-------- GIVEN INFORMATION --------
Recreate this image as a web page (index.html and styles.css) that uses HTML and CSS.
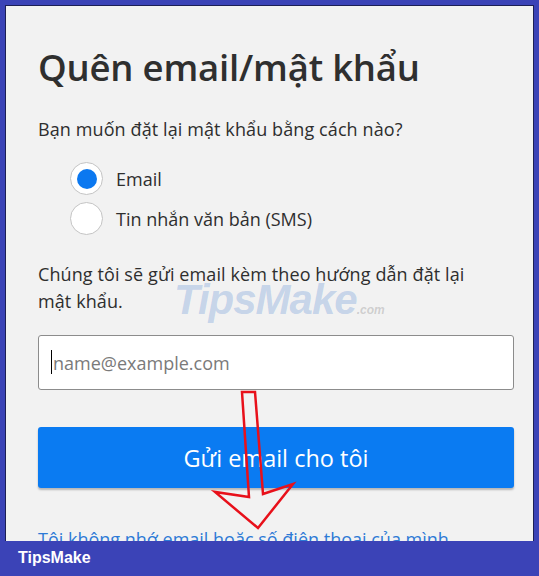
FILE: index.html
```html
<!DOCTYPE html>
<html lang="vi">
<head>
    <meta charset="UTF-8">
    <meta name="viewport" content="width=device-width, initial-scale=1.0">
    <title>Quên email/mật khẩu</title>
    <link rel="stylesheet" href="styles.css">
</head>
<body>
    <div class="frame">
        <div class="panel">
            <h1>Quên email/mật khẩu</h1>
            <p class="question">Bạn muốn đặt lại mật khẩu bằng cách nào?</p>

            <div class="options">
                <label class="option">
                    <input type="radio" name="method" checked>
                    <span>Email</span>
                </label>
                <label class="option">
                    <input type="radio" name="method">
                    <span>Tin nhắn văn bản (SMS)</span>
                </label>
            </div>

            <p class="note">Chúng tôi sẽ gửi email kèm theo hướng dẫn đặt lại mật khẩu.</p>

            <div class="field">
                <span class="caret"></span>
                <input type="email" placeholder="name@example.com">
            </div>

            <button class="send">Gửi email cho tôi</button>

            <a class="forgot" href="#">Tôi không nhớ email hoặc số điện thoại của mình</a>

            <div class="watermark">TipsMake<small>.com</small></div>
        </div>
        <div class="footer">TipsMake</div>

        <svg class="arrow" width="539" height="576" viewBox="0 0 539 576">
            <polygon points="242,392 255,392 263,494 293,484 258,528 215,492 249,497"
                     fill="none" stroke="#e8101a" stroke-width="2.5" stroke-linejoin="miter"/>
        </svg>
    </div>
</body>
</html>
```

FILE: styles.css
```css
html, body {
    margin: 0;
    padding: 0;
}
body {
    background: #3b43b7;
    font-family: "Open Sans", "Noto Sans", sans-serif;
    color: #2e2e2e;
}
.frame {
    position: relative;
    width: 539px;
    height: 576px;
    display: flex;
    flex-direction: column;
    padding: 5px 5px 0 5px;
    box-sizing: border-box;
    overflow: hidden;
}
.panel {
    position: relative;
    flex: 1;
    background: #f2f2f2;
    border: 1px solid #1c1f55;
    border-bottom: none;
    padding: 0 19px 0 32px;
    overflow: hidden;
}
h1 {
    margin: 33px 0 0 0;
    font-size: 36.5px;
    font-weight: 600;
    line-height: 56px;
    letter-spacing: -0.2px;
    color: #2f2f2f;
}
.question {
    margin: 21px 0 0 0;
    font-size: 18px;
    line-height: 26px;
    letter-spacing: 0.1px;
}
.options {
    margin: 20px 0 0 32px;
    display: flex;
    flex-direction: column;
    gap: 7px;
}
.option {
    display: flex;
    align-items: center;
    gap: 13px;
    font-size: 18px;
}
.option input {
    appearance: none;
    -webkit-appearance: none;
    margin: 0;
    width: 33px;
    height: 33px;
    border-radius: 50%;
    background: #fff;
    border: 1px solid #c4c4c4;
    box-sizing: border-box;
    position: relative;
}
.option input:checked::after {
    content: "";
    position: absolute;
    left: 5.5px;
    top: 5.5px;
    width: 20px;
    height: 20px;
    border-radius: 50%;
    background: #0b78f0;
}
.note {
    margin: 26px 0 0 0;
    max-width: 450px;
    font-size: 18px;
    line-height: 27px;
    letter-spacing: 0.1px;
}
.field {
    position: relative;
    margin-top: 20px;
}
.field input {
    display: block;
    width: 100%;
    height: 55px;
    box-sizing: border-box;
    border: 1px solid #8c8c8c;
    border-radius: 3px;
    background: #fff;
    padding: 0 14px;
    font-family: inherit;
    font-size: 18px;
    outline: none;
}
.field input::placeholder {
    color: #7a7a7a;
}
.caret {
    position: absolute;
    left: 13px;
    top: 15px;
    width: 1px;
    height: 24px;
    background: #000;
    z-index: 1;
}
.send {
    display: block;
    width: 100%;
    height: 61px;
    margin-top: 37px;
    border: none;
    border-radius: 3px;
    background: #0a7bf2;
    color: #fff;
    font-family: inherit;
    font-size: 23.5px;
    box-shadow: 0 2px 2px rgba(0, 0, 0, 0.25);
}
.forgot {
    display: block;
    margin-top: 39px;
    font-size: 18px;
    color: #2d7ad6;
    text-decoration: none;
    white-space: nowrap;
}
.watermark {
    position: absolute;
    left: 168px;
    top: 270px;
    font-family: "Liberation Sans", sans-serif;
    font-weight: 700;
    font-style: italic;
    font-size: 42px;
    letter-spacing: -1px;
    color: rgba(90, 140, 210, 0.3);
    pointer-events: none;
}
.watermark small {
    font-size: 12px;
    letter-spacing: 0;
    color: rgba(120, 120, 120, 0.3);
}
.footer {
    height: 35px;
    flex-shrink: 0;
    margin: 0 -5px;
    padding-left: 18px;
    background: #3b43b7;
    color: #fff;
    font-family: "Liberation Sans", sans-serif;
    font-weight: 700;
    font-size: 16px;
    line-height: 33px;
}
.arrow {
    position: absolute;
    left: 0;
    top: 0;
    pointer-events: none;
}
```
--------
Without the pictures, repeat the listing above exactly.

• FULL OUTPUT:
Recreate this image as a web page (index.html and styles.css) that uses HTML and CSS.
FILE: index.html
```html
<!DOCTYPE html>
<html lang="vi">
<head>
    <meta charset="UTF-8">
    <meta name="viewport" content="width=device-width, initial-scale=1.0">
    <title>Quên email/mật khẩu</title>
    <link rel="stylesheet" href="styles.css">
</head>
<body>
    <div class="frame">
        <div class="panel">
            <h1>Quên email/mật khẩu</h1>
            <p class="question">Bạn muốn đặt lại mật khẩu bằng cách nào?</p>

            <div class="options">
                <label class="option">
                    <input type="radio" name="method" checked>
                    <span>Email</span>
                </label>
                <label class="option">
                    <input type="radio" name="method">
                    <span>Tin nhắn văn bản (SMS)</span>
                </label>
            </div>

            <p class="note">Chúng tôi sẽ gửi email kèm theo hướng dẫn đặt lại mật khẩu.</p>

            <div class="field">
                <span class="caret"></span>
                <input type="email" placeholder="name@example.com">
            </div>

            <button class="send">Gửi email cho tôi</button>

            <a class="forgot" href="#">Tôi không nhớ email hoặc số điện thoại của mình</a>

            <div class="watermark">TipsMake<small>.com</small></div>
        </div>
        <div class="footer">TipsMake</div>

        <svg class="arrow" width="539" height="576" viewBox="0 0 539 576">
            <polygon points="242,392 255,392 263,494 293,484 258,528 215,492 249,497"
                     fill="none" stroke="#e8101a" stroke-width="2.5" stroke-linejoin="miter"/>
        </svg>
    </div>
</body>
</html>
```

FILE: styles.css
```css
html, body {
    margin: 0;
    padding: 0;
}
body {
    background: #3b43b7;
    font-family: "Open Sans", "Noto Sans", sans-serif;
    color: #2e2e2e;
}
.frame {
    position: relative;
    width: 539px;
    height: 576px;
    display: flex;
    flex-direction: column;
    padding: 5px 5px 0 5px;
    box-sizing: border-box;
    overflow: hidden;
}
.panel {
    position: relative;
    flex: 1;
    background: #f2f2f2;
    border: 1px solid #1c1f55;
    border-bottom: none;
    padding: 0 19px 0 32px;
    overflow: hidden;
}
h1 {
    margin: 33px 0 0 0;
    font-size: 36.5px;
    font-weight: 600;
    line-height: 56px;
    letter-spacing: -0.2px;
    color: #2f2f2f;
}
.question {
    margin: 21px 0 0 0;
    font-size: 18px;
    line-height: 26px;
    letter-spacing: 0.1px;
}
.options {
    margin: 20px 0 0 32px;
    display: flex;
    flex-direction: column;
    gap: 7px;
}
.option {
    display: flex;
    align-items: center;
    gap: 13px;
    font-size: 18px;
}
.option input {
    appearance: none;
    -webkit-appearance: none;
    margin: 0;
    width: 33px;
    height: 33px;
    border-radius: 50%;
    background: #fff;
    border: 1px solid #c4c4c4;
    box-sizing: border-box;
    position: relative;
}
.option input:checked::after {
    content: "";
    position: absolute;
    left: 5.5px;
    top: 5.5px;
    width: 20px;
    height: 20px;
    border-radius: 50%;
    background: #0b78f0;
}
.note {
    margin: 26px 0 0 0;
    max-width: 450px;
    font-size: 18px;
    line-height: 27px;
    letter-spacing: 0.1px;
}
.field {
    position: relative;
    margin-top: 20px;
}
.field input {
    display: block;
    width: 100%;
    height: 55px;
    box-sizing: border-box;
    border: 1px solid #8c8c8c;
    border-radius: 3px;
    background: #fff;
    padding: 0 14px;
    font-family: inherit;
    font-size: 18px;
    outline: none;
}
.field input::placeholder {
    color: #7a7a7a;
}
.caret {
    position: absolute;
    left: 13px;
    top: 15px;
    width: 1px;
    height: 24px;
    background: #000;
    z-index: 1;
}
.send {
    display: block;
    width: 100%;
    height: 61px;
    margin-top: 37px;
    border: none;
    border-radius: 3px;
    background: #0a7bf2;
    color: #fff;
    font-family: inherit;
    font-size: 23.5px;
    box-shadow: 0 2px 2px rgba(0, 0, 0, 0.25);
}
.forgot {
    display: block;
    margin-top: 39px;
    font-size: 18px;
    color: #2d7ad6;
    text-decoration: none;
    white-space: nowrap;
}
.watermark {
    position: absolute;
    left: 168px;
    top: 270px;
    font-family: "Liberation Sans", sans-serif;
    font-weight: 700;
    font-style: italic;
    font-size: 42px;
    letter-spacing: -1px;
    color: rgba(90, 140, 210, 0.3);
    pointer-events: none;
}
.watermark small {
    font-size: 12px;
    letter-spacing: 0;
    color: rgba(120, 120, 120, 0.3);
}
.footer {
    height: 35px;
    flex-shrink: 0;
    margin: 0 -5px;
    padding-left: 18px;
    background: #3b43b7;
    color: #fff;
    font-family: "Liberation Sans", sans-serif;
    font-weight: 700;
    font-size: 16px;
    line-height: 33px;
}
.arrow {
    position: absolute;
    left: 0;
    top: 0;
    pointer-events: none;
}
```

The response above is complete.